Morreu Rui Mário Gonçalves, decano dos críticos de arte contemporânea
O crítico fundou a secção portuguesa da Associação Internacional de Críticos de Arte nos anos 60, fundamental no reconhecimento da actividade da crítica de arte em Portugal.
Nascido em Penafiel, em 1934 e irmão do pintor Eurico Gonçalves, Rui Mário Gonçalves interessou-se desde cedo pela arte, apesar de ter começado por estudar Ciências Físico-Químicas na Universidade de Lisboa. No início dos anos 60, foi para Paris como bolseiro da Fundação Calouste Gulbenkian, tendo estudado com Pierre Francastel. Em 1967, iniciou a sua carreira como professor no curso de formação artística na Sociedade Nacional de Belas-Artes e ensinou ainda nos anos 70 nas escolas de teatro e de cinema do Conservatório Nacional de Lisboa. Era professor catedrático jubilado da Faculdade de Letras da Universidade de Lisboa, no Departamento de Literaturas Românicas, onde entrou em 1974.
Ainda na Faculdade de Ciências, em 1958, enquanto dirigente associativo, organizou a exposição Primeira Retrospectiva da Pintura Não-Figurativa Portuguesa, uma mostra "fundamental no momento em que foi feita, porque afirma a abstracção numa altura em ela ainda não está instalada no tecido critico português", conta Delfim Sardo, curador e crítico de arte. Além disso, acrescenta, foi importante na abertura ideológica da esquerda, tipicamente ligada à pintura figurativa do neo-realismo, à abstracção.
A importância do trabalho de Rui Mário Gonçalves está na capacidade que ele e a sua geração – José-Augusto França, Fernando de Azevedo, Pedro Vieira de Almeida - tiveram de autonomizar a crítica de arte, diz Luísa Soares de Oliveira, crítica de arte do PÚBLICO. “Dessa geração foi o que se manteve mais interessado na arte contemporânea e activo até hoje. Continuei até há pouco tempo a encontrá-lo em exposições e debates e tinha sempre algo de pertinente a dizer”, diz Luísa Soares de Oliveira.

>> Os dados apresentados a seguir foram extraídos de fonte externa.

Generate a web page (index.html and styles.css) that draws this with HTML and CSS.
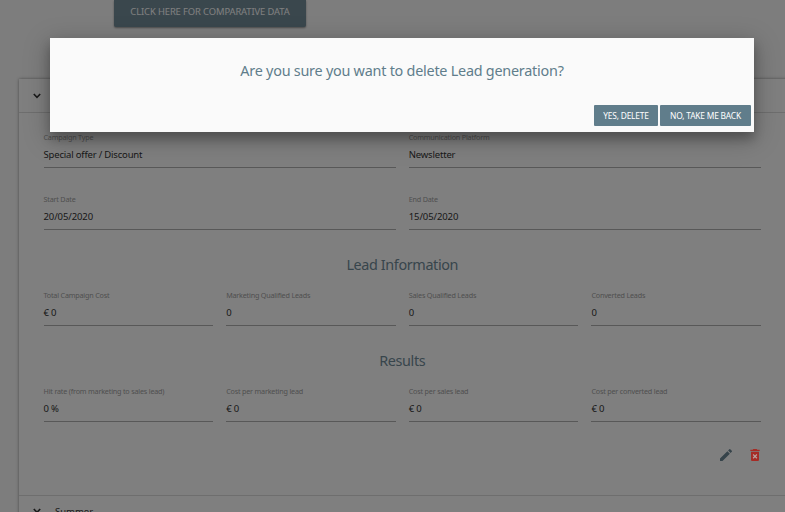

Este trabalho de autonomização da crítica de arte tem como grande exemplo a fundação, juntamente com José-Augusto França, da secção portuguesa da Associação Internacional de Críticos de Arte (AICA), que não existia em Portugal até 1968. Na época da sua fundação, no Estado Novo, "a AICA funcionou como ponto de respiração, de ligação ao que é produzido internacionalmente”, diz Delfim Sardo, actual presidente da AICA e que destaca Rui Mário Gonçalves como um promotor da crítica séria e fundamentada, especialmente enquanto presidente da associação, entre 1971 e 1973 e entre 1998 e 2001. Em 1971, como membro da AICA, integra o júri de selecção dos artistas representados na nova decoração do café "A Brasileira" (Lisboa), juntamente com José-Augusto França, Fernando Pernes e Francisco Bronze, escolhendo nomes como António Palolo, Carlos Calvet, Eduardo Nery, Fernando Azevedo, João Hogan, João Vieira, Joaquim Rodrigo, Manuel Baptista, Nikias Skapinakis, Noronha da Costa, e Vespeira. Skapinakis, aliás, iria representar o júri na sua obra para o conhecido café do Chiado, justamente chamada Os Críticos.
Os artistas escolhidos para a nova decoração deste café são seus contemporâneos, aqueles por quem Rui Mário Gonçalves mais se interessou ao longo da sua carreira. "Continuou sempre ligado aos artistas da sua geração e isso fez com que, nos anos 80, se tenha afastado progressivamente", diz Delfim Sardo.
“Rui Mário Gonçalves é um dos críticos mais importantes da segunda metade do século XX. É a memória viva da arte produzida neste período”, diz Delfim Sardo sobre o crítico que começou a sua carreira em 1961 e recebeu o prémio Gulbenkian da Crítica da Arte, em 1963, tendo colaborado ao longo da vida com o jornal Expresso, Jornal de Letras- Artes e Ideias e Diário de Lisboa. Na sua actividade destaca-se também a participação política, assumidamente de esquerda - o que era claro nos textos que escrevia, diz Luísa Soares de Oliveira.
“Falava com ele há pouco tempo sobre as histórias que tem para contar do período anterior e que se segue ao 25 de Abril. Estava muito ligado a artistas activos politicamente e com ele há inúmeras histórias e uma memória que se perde”, diz o presidente da AICA.
“A arte é geralmente a primeira reveladora das transformações que a humanidade deseja. Não é a política. A boa política é aquela que serve os verdadeiros anseios da Humanidade, e esses verdadeiros anseios são expressos na melhor arte”, disse Rui Mário Gonçalves numa entrevista à Antena 2 em 1997.